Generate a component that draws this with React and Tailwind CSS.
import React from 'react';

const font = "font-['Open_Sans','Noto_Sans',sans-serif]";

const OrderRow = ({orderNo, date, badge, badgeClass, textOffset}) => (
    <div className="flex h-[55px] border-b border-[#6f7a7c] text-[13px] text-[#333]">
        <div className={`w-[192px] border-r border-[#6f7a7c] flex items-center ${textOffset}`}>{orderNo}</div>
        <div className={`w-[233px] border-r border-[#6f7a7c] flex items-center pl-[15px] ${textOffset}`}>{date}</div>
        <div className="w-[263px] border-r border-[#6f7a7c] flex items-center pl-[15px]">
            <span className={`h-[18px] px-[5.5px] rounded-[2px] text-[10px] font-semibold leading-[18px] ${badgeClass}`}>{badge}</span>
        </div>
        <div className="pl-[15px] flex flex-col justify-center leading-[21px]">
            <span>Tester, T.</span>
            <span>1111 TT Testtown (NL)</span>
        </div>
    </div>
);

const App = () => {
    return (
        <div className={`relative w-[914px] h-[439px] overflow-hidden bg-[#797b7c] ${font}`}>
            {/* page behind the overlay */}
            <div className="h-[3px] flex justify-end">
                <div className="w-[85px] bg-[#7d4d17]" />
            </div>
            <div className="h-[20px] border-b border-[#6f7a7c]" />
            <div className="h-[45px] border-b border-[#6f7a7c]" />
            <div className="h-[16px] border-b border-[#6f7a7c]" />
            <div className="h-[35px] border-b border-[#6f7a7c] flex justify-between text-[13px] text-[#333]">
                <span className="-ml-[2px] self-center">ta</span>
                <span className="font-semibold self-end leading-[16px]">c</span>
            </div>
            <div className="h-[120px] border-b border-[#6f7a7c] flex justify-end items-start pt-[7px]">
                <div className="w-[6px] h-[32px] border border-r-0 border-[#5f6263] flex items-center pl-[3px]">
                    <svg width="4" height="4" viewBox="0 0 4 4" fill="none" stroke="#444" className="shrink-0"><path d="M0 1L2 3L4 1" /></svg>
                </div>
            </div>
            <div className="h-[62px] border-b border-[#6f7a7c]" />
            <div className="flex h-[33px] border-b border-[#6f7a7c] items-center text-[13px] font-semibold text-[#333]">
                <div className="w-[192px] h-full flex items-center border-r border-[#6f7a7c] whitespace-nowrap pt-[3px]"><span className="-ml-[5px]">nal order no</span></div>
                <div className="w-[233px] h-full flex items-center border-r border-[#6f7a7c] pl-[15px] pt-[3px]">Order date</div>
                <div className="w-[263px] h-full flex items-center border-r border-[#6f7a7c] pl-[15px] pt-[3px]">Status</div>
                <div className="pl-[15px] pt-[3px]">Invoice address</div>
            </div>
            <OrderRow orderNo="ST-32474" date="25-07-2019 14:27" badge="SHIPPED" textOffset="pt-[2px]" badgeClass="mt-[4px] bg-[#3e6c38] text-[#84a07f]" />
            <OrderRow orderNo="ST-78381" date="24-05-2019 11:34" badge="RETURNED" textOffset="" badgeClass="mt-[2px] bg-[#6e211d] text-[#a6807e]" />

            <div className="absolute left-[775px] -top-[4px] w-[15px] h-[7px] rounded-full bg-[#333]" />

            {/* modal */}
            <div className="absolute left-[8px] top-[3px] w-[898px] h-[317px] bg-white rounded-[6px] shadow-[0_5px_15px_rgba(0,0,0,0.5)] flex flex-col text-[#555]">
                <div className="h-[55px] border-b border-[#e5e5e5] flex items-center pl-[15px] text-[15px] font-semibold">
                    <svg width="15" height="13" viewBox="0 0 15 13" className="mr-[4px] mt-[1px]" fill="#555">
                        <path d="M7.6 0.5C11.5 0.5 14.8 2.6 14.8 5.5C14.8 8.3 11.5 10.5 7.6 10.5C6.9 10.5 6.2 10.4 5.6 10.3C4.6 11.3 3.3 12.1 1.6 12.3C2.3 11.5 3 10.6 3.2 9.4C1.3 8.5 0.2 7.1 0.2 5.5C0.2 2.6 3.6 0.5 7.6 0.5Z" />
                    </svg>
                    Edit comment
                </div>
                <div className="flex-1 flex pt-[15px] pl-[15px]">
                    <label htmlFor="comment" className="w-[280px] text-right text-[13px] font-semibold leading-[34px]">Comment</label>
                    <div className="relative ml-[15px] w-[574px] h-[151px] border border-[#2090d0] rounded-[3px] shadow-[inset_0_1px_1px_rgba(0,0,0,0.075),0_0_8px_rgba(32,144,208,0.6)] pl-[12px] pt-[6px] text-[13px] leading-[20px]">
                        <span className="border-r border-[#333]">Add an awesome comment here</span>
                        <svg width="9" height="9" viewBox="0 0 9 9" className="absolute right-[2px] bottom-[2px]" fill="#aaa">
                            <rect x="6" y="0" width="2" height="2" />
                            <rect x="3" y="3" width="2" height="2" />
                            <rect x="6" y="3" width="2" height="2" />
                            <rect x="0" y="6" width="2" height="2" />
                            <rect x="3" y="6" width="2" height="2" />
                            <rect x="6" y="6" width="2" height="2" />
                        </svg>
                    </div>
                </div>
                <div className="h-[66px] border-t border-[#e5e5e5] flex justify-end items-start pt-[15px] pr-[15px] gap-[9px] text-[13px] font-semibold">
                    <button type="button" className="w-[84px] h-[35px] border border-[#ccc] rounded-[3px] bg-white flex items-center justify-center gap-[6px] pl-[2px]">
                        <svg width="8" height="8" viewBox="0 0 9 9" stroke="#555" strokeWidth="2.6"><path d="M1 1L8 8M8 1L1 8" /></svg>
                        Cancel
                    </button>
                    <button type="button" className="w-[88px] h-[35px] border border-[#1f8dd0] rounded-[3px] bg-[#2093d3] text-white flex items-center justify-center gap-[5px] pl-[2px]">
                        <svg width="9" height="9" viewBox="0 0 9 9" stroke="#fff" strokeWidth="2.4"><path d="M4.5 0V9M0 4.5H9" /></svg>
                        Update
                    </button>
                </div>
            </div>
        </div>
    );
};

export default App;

☆ ☆ ☆ ☆ ☆ ☆ ☆

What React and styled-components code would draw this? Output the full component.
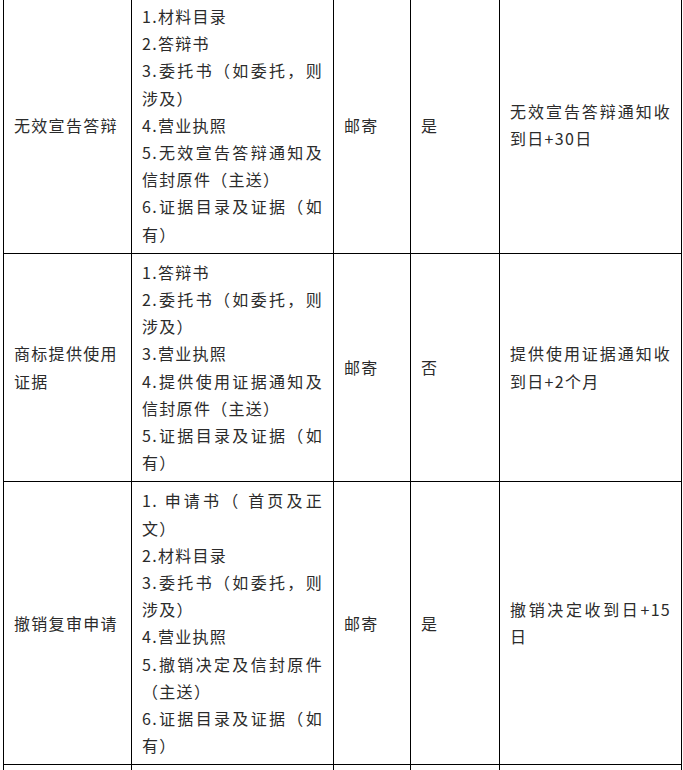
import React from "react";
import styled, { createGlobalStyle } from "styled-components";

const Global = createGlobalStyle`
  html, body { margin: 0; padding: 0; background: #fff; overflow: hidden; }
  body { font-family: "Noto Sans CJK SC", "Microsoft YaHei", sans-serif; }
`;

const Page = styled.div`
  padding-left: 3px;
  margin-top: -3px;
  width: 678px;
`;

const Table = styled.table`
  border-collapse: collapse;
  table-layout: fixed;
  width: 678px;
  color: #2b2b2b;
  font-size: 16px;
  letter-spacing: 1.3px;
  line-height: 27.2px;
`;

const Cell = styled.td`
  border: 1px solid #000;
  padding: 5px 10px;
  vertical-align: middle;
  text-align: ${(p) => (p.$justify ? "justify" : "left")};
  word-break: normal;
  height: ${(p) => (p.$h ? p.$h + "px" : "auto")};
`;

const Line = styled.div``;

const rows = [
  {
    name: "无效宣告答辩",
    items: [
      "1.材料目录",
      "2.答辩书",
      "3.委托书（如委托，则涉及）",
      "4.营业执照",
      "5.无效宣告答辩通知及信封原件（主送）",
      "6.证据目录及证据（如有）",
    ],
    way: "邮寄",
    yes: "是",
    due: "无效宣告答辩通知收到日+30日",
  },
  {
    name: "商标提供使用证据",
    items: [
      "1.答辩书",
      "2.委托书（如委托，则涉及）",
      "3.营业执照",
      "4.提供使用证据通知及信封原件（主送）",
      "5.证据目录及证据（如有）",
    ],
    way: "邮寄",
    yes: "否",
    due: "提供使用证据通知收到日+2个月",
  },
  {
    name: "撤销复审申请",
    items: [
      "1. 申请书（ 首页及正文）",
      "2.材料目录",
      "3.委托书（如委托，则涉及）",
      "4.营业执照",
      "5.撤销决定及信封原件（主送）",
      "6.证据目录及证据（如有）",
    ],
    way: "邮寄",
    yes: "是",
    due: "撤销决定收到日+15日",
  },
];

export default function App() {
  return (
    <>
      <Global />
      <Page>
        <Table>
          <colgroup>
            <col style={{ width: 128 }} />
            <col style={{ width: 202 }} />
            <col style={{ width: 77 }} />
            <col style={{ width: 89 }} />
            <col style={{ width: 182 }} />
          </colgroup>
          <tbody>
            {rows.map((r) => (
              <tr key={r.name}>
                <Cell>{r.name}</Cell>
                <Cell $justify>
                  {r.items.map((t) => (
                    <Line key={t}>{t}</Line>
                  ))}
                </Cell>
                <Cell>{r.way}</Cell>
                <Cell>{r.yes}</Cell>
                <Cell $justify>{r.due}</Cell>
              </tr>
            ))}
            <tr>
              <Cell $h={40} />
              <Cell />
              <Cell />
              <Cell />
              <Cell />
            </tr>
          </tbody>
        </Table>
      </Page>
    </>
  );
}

☆ ☆ ☆ ☆ ☆ ☆ ☆

Task requirements
Show every line of the records above that contains the word "components".

Answer to this exercise
What React and styled-components code would draw this? Output the full component.
import styled, { createGlobalStyle } from "styled-components";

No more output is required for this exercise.